If anyone has already dealt with this, I would much appreciate any help, since
for 1) I am not sure if the weights I should use for the loss is the original class prior or is the class distribution given that sampler (i.e, the number of positive and negatives samples within that batch) and for 2) I tried creating a samples_weight with all equals values for all samples, but didn’t change the umbalance problem within the batch calls.

Thank you!!

ptrblck · May 7, 2021, 10:37pm

That’s rather unexpected, since your code seems to create the valid sample weights.
What distribution are you seeing in each batch?

vpeterson · May 8, 2021, 3:22am

Hi! thank you for your quick response, Here is the weirdest thing to me: the distribution between batches is not the same. I print the number of pos class and it was absolutely random, in between 2 over 10 samples and maybe 8 over 10 samples. I don’t know, I am completely lost, not sure what could be wrong.

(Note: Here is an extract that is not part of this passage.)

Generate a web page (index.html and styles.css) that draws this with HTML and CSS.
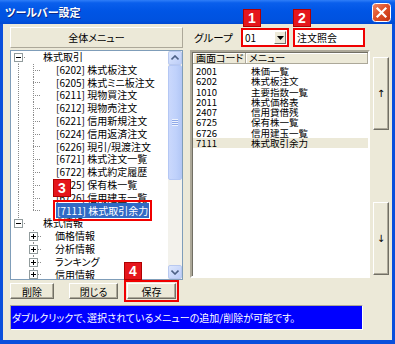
FILE: index.html
```html
<!DOCTYPE html>
<html lang="ja">
<head>
    <meta charset="UTF-8">
    <meta name="viewport" content="width=device-width, initial-scale=1.0">
    <title>ツールバー設定</title>
    <link rel="stylesheet" href="styles.css">
</head>
<body>
    <div class="window">
        <div class="titlebar">
            <span class="title">ツールバー設定</span>
            <span class="close">
                <svg width="19" height="19" viewBox="0 0 19 19">
                    <defs>
                        <linearGradient id="cg" x1="0" y1="0" x2="1" y2="1">
                            <stop offset="0" stop-color="#f08a6a"/>
                            <stop offset="0.45" stop-color="#e0522a"/>
                            <stop offset="1" stop-color="#c2300f"/>
                        </linearGradient>
                    </defs>
                    <rect x="0.5" y="0.5" width="18" height="18" rx="3" fill="url(#cg)" stroke="#ffffff"/>
                    <path d="M5.5 5.5 L13.5 13.5 M13.5 5.5 L5.5 13.5" stroke="#ffffff" stroke-width="2.2" stroke-linecap="square"/>
                </svg>
            </span>
        </div>

        <div class="body">
            <div class="left">
                <div class="panel-head">全体メニュー</div>

                <div class="tree">
                    <div class="tree-items">
                        <div class="node">
                            <span class="g vbot"><span class="box minus"></span></span>
                            <span class="label root">株式取引</span>
                        </div>
                        <div class="node"><span class="g vfull"></span><span class="g vfull tee"></span><span class="label">[6202] 株式板注文</span></div>
                        <div class="node"><span class="g vfull"></span><span class="g vfull tee"></span><span class="label">[6205] 株式ミニ板注文</span></div>
                        <div class="node"><span class="g vfull"></span><span class="g vfull tee"></span><span class="label">[6211] 現物買注文</span></div>
                        <div class="node"><span class="g vfull"></span><span class="g vfull tee"></span><span class="label">[6212] 現物売注文</span></div>
                        <div class="node"><span class="g vfull"></span><span class="g vfull tee"></span><span class="label">[6221] 信用新規注文</span></div>
                        <div class="node"><span class="g vfull"></span><span class="g vfull tee"></span><span class="label">[6224] 信用返済注文</span></div>
                        <div class="node"><span class="g vfull"></span><span class="g vfull tee"></span><span class="label">[6226] 現引/現渡注文</span></div>
                        <div class="node"><span class="g vfull"></span><span class="g vfull tee"></span><span class="label">[6721] 株式注文一覧</span></div>
                        <div class="node"><span class="g vfull"></span><span class="g vfull tee"></span><span class="label">[6722] 株式約定履歴</span></div>
                        <div class="node"><span class="g vfull"></span><span class="g vfull tee"></span><span class="label">[6725] 保有株一覧</span></div>
                        <div class="node"><span class="g vfull"></span><span class="g vfull tee"></span><span class="label">[6726] 信用建玉一覧</span></div>
                        <div class="node">
                            <span class="g vfull"></span><span class="g vtop tee"></span>
                            <span class="label"><span class="picked">[7111] 株式取引余力<span class="marker m3">3</span></span></span>
                        </div>
                        <div class="node">
                            <span class="g vtop"><span class="box minus"></span></span>
                            <span class="label root">株式情報</span>
                        </div>
                        <div class="node"><span class="g"></span><span class="g vfull stub"><span class="box plus"></span></span><span class="label sub">価格情報</span></div>
                        <div class="node"><span class="g"></span><span class="g vfull stub"><span class="box plus"></span></span><span class="label sub">分析情報</span></div>
                        <div class="node"><span class="g"></span><span class="g vfull stub"><span class="box plus"></span></span><span class="label sub">ランキング</span></div>
                        <div class="node"><span class="g"></span><span class="g vfull stub"><span class="box plus"></span></span><span class="label sub">信用情報</span></div>
                    </div>
                    <div class="vscroll">
                        <span class="sbtn">
                            <svg width="8" height="6" viewBox="0 0 8 6"><path d="M0.5 4.5 L4 1 L7.5 4.5" fill="none" stroke="#4d6185" stroke-width="1.6"/></svg>
                        </span>
                        <span class="thumb"><span class="grip"></span></span>
                        <span class="track"></span>
                        <span class="sbtn">
                            <svg width="8" height="6" viewBox="0 0 8 6"><path d="M0.5 1.5 L4 5 L7.5 1.5" fill="none" stroke="#4d6185" stroke-width="1.6"/></svg>
                        </span>
                    </div>
                </div>

                <div class="actions">
                    <button class="btn del">削除</button>
                    <button class="btn shut">閉じる</button>
                    <button class="btn save">保存<span class="marker m4">4</span></button>
                </div>
            </div>

            <div class="right">
                <div class="group-row">
                    <span class="group-label">グループ</span>
                    <span class="combo">
                        <span class="combo-text">01</span>
                        <span class="combo-btn">
                            <svg width="7" height="4" viewBox="0 0 7 4"><path d="M0 0 H7 L3.5 4 Z" fill="#000"/></svg>
                        </span>
                        <span class="marker m1">1</span>
                    </span>
                    <span class="field">注文照会<span class="marker m2">2</span></span>
                </div>

                <div class="list-area">
                    <div class="list">
                        <div class="list-head">
                            <span class="hcell">画面コード</span>
                            <span class="hcell">メニュー</span>
                        </div>
                        <div class="list-rows">
                            <div class="lrow"><span>2001</span><span>株価一覧</span></div>
                            <div class="lrow"><span>6202</span><span>株式板注文</span></div>
                            <div class="lrow"><span>1010</span><span>主要指数一覧</span></div>
                            <div class="lrow"><span>2011</span><span>株式価格表</span></div>
                            <div class="lrow"><span>2407</span><span>信用貸借残</span></div>
                            <div class="lrow"><span>6725</span><span>保有株一覧</span></div>
                            <div class="lrow"><span>6726</span><span>信用建玉一覧</span></div>
                            <div class="lrow current"><span>7111</span><span>株式取引余力</span></div>
                        </div>
                    </div>
                    <div class="side">
                        <button class="sidebtn">↑</button>
                        <button class="sidebtn">↓</button>
                    </div>
                </div>
            </div>

            <div class="hint">ダブルクリックで、選択されているメニューの追加/削除が可能です。</div>
        </div>
    </div>
</body>
</html>
```

FILE: styles.css
```css
* {
    box-sizing: border-box;
}
body {
    margin: 0;
    font-family: "Noto Sans CJK JP", "Noto Sans", sans-serif;
    font-size: 10px;
    font-feature-settings: "palt";
    color: #000;
}
.window {
    width: 395px;
    height: 344px;
    display: flex;
    flex-direction: column;
    background: #0a4fdc;
    padding: 0 3px 4px 3px;
}
.titlebar {
    height: 24px;
    margin: 0 -3px;
    padding: 0 4px 0 5px;
    display: flex;
    align-items: center;
    background: linear-gradient(#2f7ef8 0%, #0a5fec 12%, #0055e5 45%, #0052df 85%, #0049d2 100%);
}
.title {
    color: #fff;
    font-size: 11px;
    font-weight: bold;
    text-shadow: 1px 1px 0 #0a2a8a;
}
.close {
    margin-left: auto;
    display: flex;
}
.body {
    flex: 1;
    background: #ece9d8;
    padding: 3px 3px 0 7px;
    display: grid;
    grid-template-columns: 173px 199px;
    grid-template-rows: auto auto;
    column-gap: 7px;
    align-content: start;
}

/* left side */
.left {
    display: flex;
    flex-direction: column;
}
.panel-head {
    height: 21px;
    display: flex;
    align-items: center;
    justify-content: center;
    border: 1px solid;
    border-color: #fff #aca899 #aca899 #fff;
    background: #ece9d8;
}
.tree {
    margin-top: 2px;
    height: 230px;
    border: 1px solid #7f9db9;
    background: #fff;
    display: flex;
    overflow: hidden;
}
.tree-items {
    flex: 1;
    overflow: hidden;
}
.node {
    height: 12.8px;
    display: flex;
    align-items: stretch;
    white-space: nowrap;
}
.g {
    width: 15px;
    flex: none;
    display: flex;
    align-items: center;
    background-repeat: no-repeat;
}
.vfull {
    background-image: repeating-linear-gradient(to bottom, #8a8a8a 0 1px, transparent 1px 2px);
    background-position: 7px 0;
    background-size: 1px 100%;
}
.vtop {
    background-image: repeating-linear-gradient(to bottom, #8a8a8a 0 1px, transparent 1px 2px),
        repeating-linear-gradient(to right, #8a8a8a 0 1px, transparent 1px 2px);
    background-position: 7px 0, 13px 50%;
    background-size: 1px 50%, 8px 1px;
}
.vbot {
    background-image: repeating-linear-gradient(to bottom, #8a8a8a 0 1px, transparent 1px 2px),
        repeating-linear-gradient(to right, #8a8a8a 0 1px, transparent 1px 2px);
    background-position: 7px 100%, 13px 50%;
    background-size: 1px 50%, 8px 1px;
}
.vfull.tee {
    background-image: repeating-linear-gradient(to bottom, #8a8a8a 0 1px, transparent 1px 2px),
        repeating-linear-gradient(to right, #8a8a8a 0 1px, transparent 1px 2px);
    background-position: 7px 0, 7px 50%;
    background-size: 1px 100%, 9px 1px;
}
.vtop.tee {
    background-position: 7px 0, 7px 50%;
    background-size: 1px 50%, 9px 1px;
}
.vfull.stub {
    background-image: repeating-linear-gradient(to bottom, #8a8a8a 0 1px, transparent 1px 2px),
        repeating-linear-gradient(to right, #8a8a8a 0 1px, transparent 1px 2px);
    background-position: 7px 0, 12px 50%;
    background-size: 1px 100%, 5px 1px;
}
.box {
    width: 9px;
    height: 9px;
    margin-left: 3px;
    border: 1px solid #919b9c;
    background-color: #fff;
    background-repeat: no-repeat;
}
.minus {
    background-image: linear-gradient(#000, #000);
    background-position: 1px 3px;
    background-size: 5px 1px;
}
.plus {
    background-image: linear-gradient(#000, #000), linear-gradient(#000, #000);
    background-position: 1px 3px, 3px 1px;
    background-size: 5px 1px, 1px 5px;
}
.label {
    line-height: 12.8px;
    padding-left: 15px;
}
.label.root {
    padding-left: 17px;
}
.label.sub {
    padding-left: 14px;
}
.picked {
    position: relative;
    background: #316ac5;
    color: #fff;
    padding: 0 1px;
    outline: 2px solid #f00000;
    outline-offset: 1px;
}
.vscroll {
    width: 14px;
    flex: none;
    display: flex;
    flex-direction: column;
    background: #f3f2ec;
}
.sbtn {
    height: 14px;
    flex: none;
    display: flex;
    align-items: center;
    justify-content: center;
    border: 1px solid #b9c9ef;
    border-radius: 2px;
    background: linear-gradient(135deg, #dde7fd, #bccdf8);
}
.thumb {
    height: 115px;
    flex: none;
    display: flex;
    align-items: center;
    justify-content: center;
    border: 1px solid #b4c7f4;
    border-radius: 2px;
    background: linear-gradient(90deg, #cad8fc, #bfd1fb 60%, #b4c8f6);
}
.grip {
    width: 6px;
    height: 7px;
    background: repeating-linear-gradient(to bottom, #eef3fe 0 1px, #8fa9e8 1px 2px);
}
.track {
    flex: 1;
}
.actions {
    margin-top: 3px;
    display: flex;
}
.btn {
    height: 16px;
    padding: 0;
    font: inherit;
    font-size: 10px;
    line-height: 13px;
    border: 1px solid;
    border-color: #fff #716f64 #716f64 #fff;
    box-shadow: inset -1px -1px 0 #aca899;
    background: #ece9d8;
    color: #000;
}
.del {
    width: 44px;
}
.shut {
    width: 49px;
    margin-left: 15px;
}
.save {
    position: relative;
    width: 49px;
    margin-left: 9px;
    outline: 2px solid #f00000;
    outline-offset: 1px;
}

/* right side */
.right {
    display: flex;
    flex-direction: column;
}
.group-row {
    margin-top: 1px;
    height: 19px;
    display: flex;
    align-items: center;
}
.group-label {
    width: 51px;
    padding-left: 4px;
    font-size: 10.5px;
}
.combo {
    position: relative;
    width: 48px;
    height: 19px;
    border: 2px solid #f00000;
    background: #fff;
    display: flex;
    align-items: center;
    padding: 0 1px 0 2px;
}
.combo-text {
    flex: 1;
}
.combo-btn {
    width: 12px;
    height: 13px;
    display: flex;
    align-items: center;
    justify-content: center;
    border: 1px solid;
    border-color: #fff #716f64 #716f64 #fff;
    background: #ece9d8;
}
.field {
    position: relative;
    width: 72px;
    height: 19px;
    margin-left: 4px;
    border: 2px solid #f00000;
    background: #fff;
    padding-left: 2px;
    display: flex;
    align-items: center;
}
.marker {
    position: absolute;
    width: 18px;
    height: 18px;
    background: #e5161c;
    border: 1px solid #b00000;
    color: #fff;
    font-family: "Liberation Sans", Arial, sans-serif;
    font-size: 14px;
    font-weight: bold;
    line-height: 16px;
    text-align: center;
}
.m1 {
    left: 0;
    top: -21px;
}
.m2 {
    left: -2px;
    top: -21px;
}
.m3 {
    left: -3px;
    top: -24px;
}
.m4 {
    left: -4px;
    top: -22px;
}
.list-area {
    margin-top: 3px;
    height: 228px;
    display: flex;
}
.list {
    width: 180px;
    border: 2px solid;
    border-color: #aca899 #fff #fff #aca899;
    box-shadow: inset 1px 1px 0 #716f64;
    background: #fff;
}
.list-head {
    height: 11px;
    display: grid;
    grid-template-columns: 53px 1fr;
    margin: 1px 0 0 1px;
}
.hcell {
    background: #ece9d8;
    border-right: 1px solid #aca899;
    border-bottom: 1px solid #aca899;
    box-shadow: inset 1px 1px 0 #fff;
    padding-left: 3px;
    line-height: 10px;
    font-size: 10px;
    white-space: nowrap;
    overflow: hidden;
}
.list-rows {
    padding-top: 2px;
}
.lrow {
    display: grid;
    grid-template-columns: 53px 1fr;
    height: 10.3px;
    line-height: 10.3px;
    font-size: 9.5px;
    margin-left: 1px;
}
.lrow span:first-child {
    padding-left: 3px;
}
.lrow span:last-child {
    padding-left: 5px;
}
.lrow.current {
    background: #ece9d8;
}
.side {
    width: 19px;
    display: flex;
    flex-direction: column;
    justify-content: space-between;
    padding: 7px 0 3px 3px;
}
.sidebtn {
    width: 16px;
    height: 73px;
    padding: 0;
    font-family: "DejaVu Sans", sans-serif;
    font-size: 10px;
    border: 1px solid;
    border-color: #fff #716f64 #716f64 #fff;
    box-shadow: inset -1px -1px 0 #aca899;
    background: #ece9d8;
    color: #000;
}
.hint {
    grid-column: 1 / -1;
    margin-top: 6px;
    width: 353px;
    height: 25px;
    background: #0000ff;
    border: 1px solid;
    border-color: #aca899 #fff #fff #aca899;
    color: #fff;
    line-height: 23px;
    padding-left: 1px;
    white-space: nowrap;
    overflow: hidden;
}
```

ptrblck · May 8, 2021, 6:32am

Do you see the same unexpected distribution, if you increase the batch size?
The weighted sampling is still a random process, so the batches won’t be perfectly balanced, but should come close to the expected weight distribution. Could you also take a look at this post and check the results for different batch sizes and compare them to your results?